Write out all the lines again, precisely as they stand, but without the images.

■ INFORMATION PROVIDED ■
____________

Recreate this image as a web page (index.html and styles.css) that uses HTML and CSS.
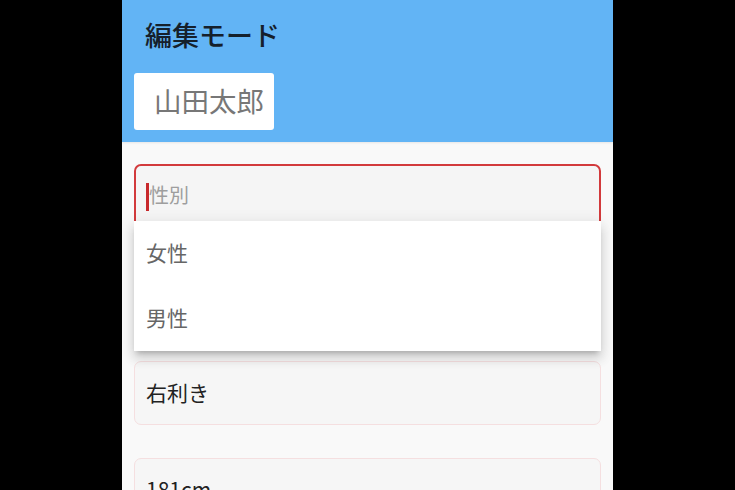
FILE: index.html
```html
<!DOCTYPE html>
<html lang="ja">
<head>
<meta charset="utf-8">
<title>編集モード</title>
<link rel="stylesheet" href="styles.css">
</head>
<body>
<div class="app">
  <header class="header">
    <h1 class="title">編集モード</h1>
    <div class="name-box">山田太郎</div>
  </header>
  <main class="form">
    <div class="field field-focused">
      <span class="caret"></span>
      <span class="placeholder">性別</span>
      <ul class="menu">
        <li class="menu-item">女性</li>
        <li class="menu-item">男性</li>
      </ul>
    </div>
    <div class="field field-after-menu">
      <span class="value">右利き</span>
    </div>
    <div class="field field-next">
      <span class="value">181cm</span>
    </div>
  </main>
</div>
</body>
</html>
```
FILE: styles.css
```css
html, body {
  margin: 0;
  padding: 0;
  background: #000;
}
body {
  font-family: "Noto Sans CJK JP", "Noto Sans", sans-serif;
}
.app {
  width: 491px;
  height: 490px;
  margin: 0 auto;
  overflow: hidden;
  background: #f9f9f9;
}
.header {
  background: #62b4f5;
  padding: 16px 12px 12px;
  box-shadow: 0 1px 2px rgba(0, 0, 0, 0.08);
  position: relative;
}
.title {
  margin: 0;
  padding-left: 11px;
  font-size: 27px;
  line-height: 38px;
  font-weight: 500;
  color: #15202b;
}
.name-box {
  display: inline-block;
  margin-top: 19px;
  height: 57px;
  line-height: 55px;
  padding: 0 10px 0 20px;
  background: #fff;
  border-radius: 3px;
  font-size: 27.5px;
  color: #777;
}
.form {
  padding: 22px 12px 0;
}
.field {
  box-sizing: border-box;
  height: 64px;
  border: 1px solid #f5dfe0;
  border-radius: 7px;
  background: #f6f6f6;
  display: flex;
  align-items: center;
  padding-left: 11px;
  padding-bottom: 3px;
  position: relative;
}
.field-focused {
  border: 2px solid #d23a3c;
  background: #f5f5f5;
  padding-left: 10px;
}
.caret {
  width: 3px;
  height: 28px;
  background: #c8292c;
  margin-top: 4px;
}
.placeholder {
  font-size: 20px;
  color: #9e9e9e;
}
.value {
  font-size: 21px;
  color: #222;
}
.field-after-menu {
  margin-top: 133px;
}
.field-next {
  margin-top: 33px;
}
.menu {
  list-style: none;
  margin: 0;
  padding: 0;
  position: absolute;
  top: 55px;
  left: -2px;
  right: -2px;
  background: #fff;
  z-index: 2;
  box-shadow: 0 5px 5px -3px rgba(0, 0, 0, 0.2), 0 8px 10px 1px rgba(0, 0, 0, 0.1), 0 3px 14px 2px rgba(0, 0, 0, 0.08);
}
.menu-item {
  height: 65px;
  display: flex;
  align-items: center;
  padding-left: 12px;
  padding-bottom: 3px;
  box-sizing: border-box;
  font-size: 21px;
  color: #666;
}
```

____________

■ EXERCISE RESPONSE ■
Recreate this image as a web page (index.html and styles.css) that uses HTML and CSS.
FILE: index.html
```html
<!DOCTYPE html>
<html lang="ja">
<head>
<meta charset="utf-8">
<title>編集モード</title>
<link rel="stylesheet" href="styles.css">
</head>
<body>
<div class="app">
  <header class="header">
    <h1 class="title">編集モード</h1>
    <div class="name-box">山田太郎</div>
  </header>
  <main class="form">
    <div class="field field-focused">
      <span class="caret"></span>
      <span class="placeholder">性別</span>
      <ul class="menu">
        <li class="menu-item">女性</li>
        <li class="menu-item">男性</li>
      </ul>
    </div>
    <div class="field field-after-menu">
      <span class="value">右利き</span>
    </div>
    <div class="field field-next">
      <span class="value">181cm</span>
    </div>
  </main>
</div>
</body>
</html>
```
FILE: styles.css
```css
html, body {
  margin: 0;
  padding: 0;
  background: #000;
}
body {
  font-family: "Noto Sans CJK JP", "Noto Sans", sans-serif;
}
.app {
  width: 491px;
  height: 490px;
  margin: 0 auto;
  overflow: hidden;
  background: #f9f9f9;
}
.header {
  background: #62b4f5;
  padding: 16px 12px 12px;
  box-shadow: 0 1px 2px rgba(0, 0, 0, 0.08);
  position: relative;
}
.title {
  margin: 0;
  padding-left: 11px;
  font-size: 27px;
  line-height: 38px;
  font-weight: 500;
  color: #15202b;
}
.name-box {
  display: inline-block;
  margin-top: 19px;
  height: 57px;
  line-height: 55px;
  padding: 0 10px 0 20px;
  background: #fff;
  border-radius: 3px;
  font-size: 27.5px;
  color: #777;
}
.form {
  padding: 22px 12px 0;
}
.field {
  box-sizing: border-box;
  height: 64px;
  border: 1px solid #f5dfe0;
  border-radius: 7px;
  background: #f6f6f6;
  display: flex;
  align-items: center;
  padding-left: 11px;
  padding-bottom: 3px;
  position: relative;
}
.field-focused {
  border: 2px solid #d23a3c;
  background: #f5f5f5;
  padding-left: 10px;
}
.caret {
  width: 3px;
  height: 28px;
  background: #c8292c;
  margin-top: 4px;
}
.placeholder {
  font-size: 20px;
  color: #9e9e9e;
}
.value {
  font-size: 21px;
  color: #222;
}
.field-after-menu {
  margin-top: 133px;
}
.field-next {
  margin-top: 33px;
}
.menu {
  list-style: none;
  margin: 0;
  padding: 0;
  position: absolute;
  top: 55px;
  left: -2px;
  right: -2px;
  background: #fff;
  z-index: 2;
  box-shadow: 0 5px 5px -3px rgba(0, 0, 0, 0.2), 0 8px 10px 1px rgba(0, 0, 0, 0.1), 0 3px 14px 2px rgba(0, 0, 0, 0.08);
}
.menu-item {
  height: 65px;
  display: flex;
  align-items: center;
  padding-left: 12px;
  padding-bottom: 3px;
  box-sizing: border-box;
  font-size: 21px;
  color: #666;
}
```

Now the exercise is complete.